GET /tts.{wave,acc,mp3,m4a,wma,flac}?phrase=The+text+to+be+spoken&lang=en_US
Returns: 200 OK
with proper audio file
This endpoint enables you to download an audio file file containing speech of the provided text. The goal of this endpoint is to provide interface allowing you establishment of the connection between the TTS Server and some other kind of already running TTS system, which can invoke the HTTP request to your Android device and do something with returned audio file. Note that all files but wav originates right from the wav file through FFmpeg converter.
Example:
GET /tts.mp3?phrase=Hello+world&lang=en_US
POST /sonos
{
"text": "The text to be spoken",
"language": "en_US",
"zone": "Living room",
"volume": 60
}
Returns: 202 Accepted
meaning that the request has been queued and waits
to be completed.
The /sonos
endpoint enables you to use your Sonos devices as a TTS speakers.
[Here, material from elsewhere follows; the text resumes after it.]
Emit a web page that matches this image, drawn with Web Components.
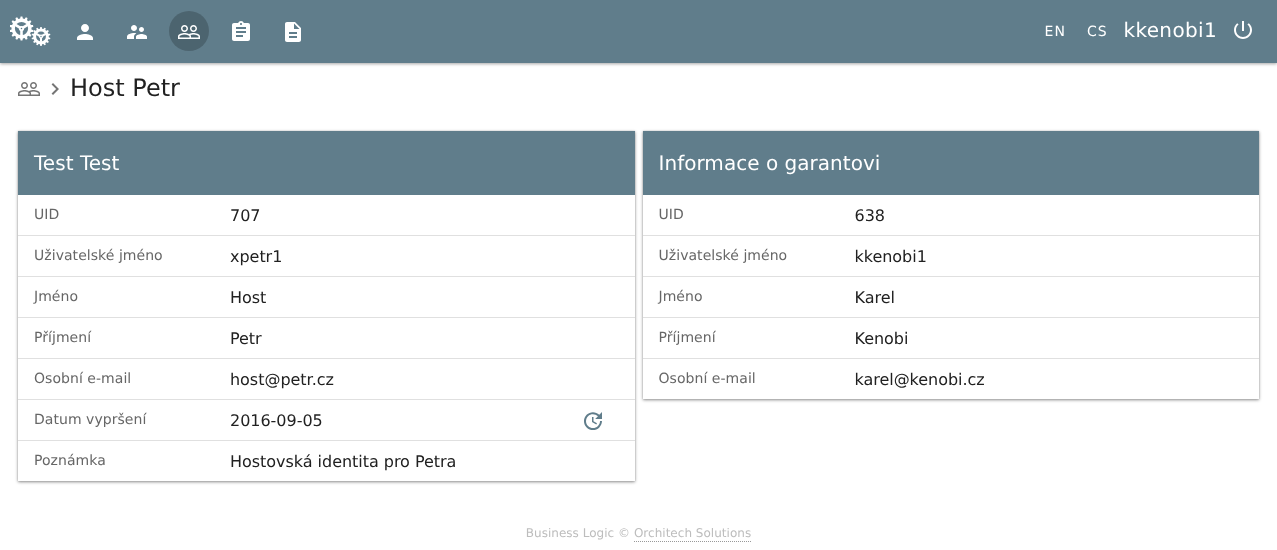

You need just to provide a text to be spoken and a desired zone name, where message is
supposed to be spoken. In the contrast to other endpoints, the /sonos
endpoint
is non-blocking, which means your request is accepted and pushed at the end of
queue, where you are immediately given with response. The message waits in the queue to be
spoken protecting the Sonos device from messages race condition problem.
GET /cache/{fileName}.{wave,acc,mp3,m4a,wma,flac}
Returns: 200 OK
with proper audio file
Even though this endpoint is highly associated with /sonos
endpoint, it simply returns
a file from server cache by its name and extension.
After hitting the /sonos
endpoint, requested message is synthesized to wave file which is being
served through the /cache/{fileName}.{ext}
endpoint and Sonos device is requested to
change its source stream URL to this file. The already generated files are stored in cache
directory so there is no need to resynthesize frequently-used message which reduces
the overall time needed to complete the request. You are still able to invalidate
this cache via application settings.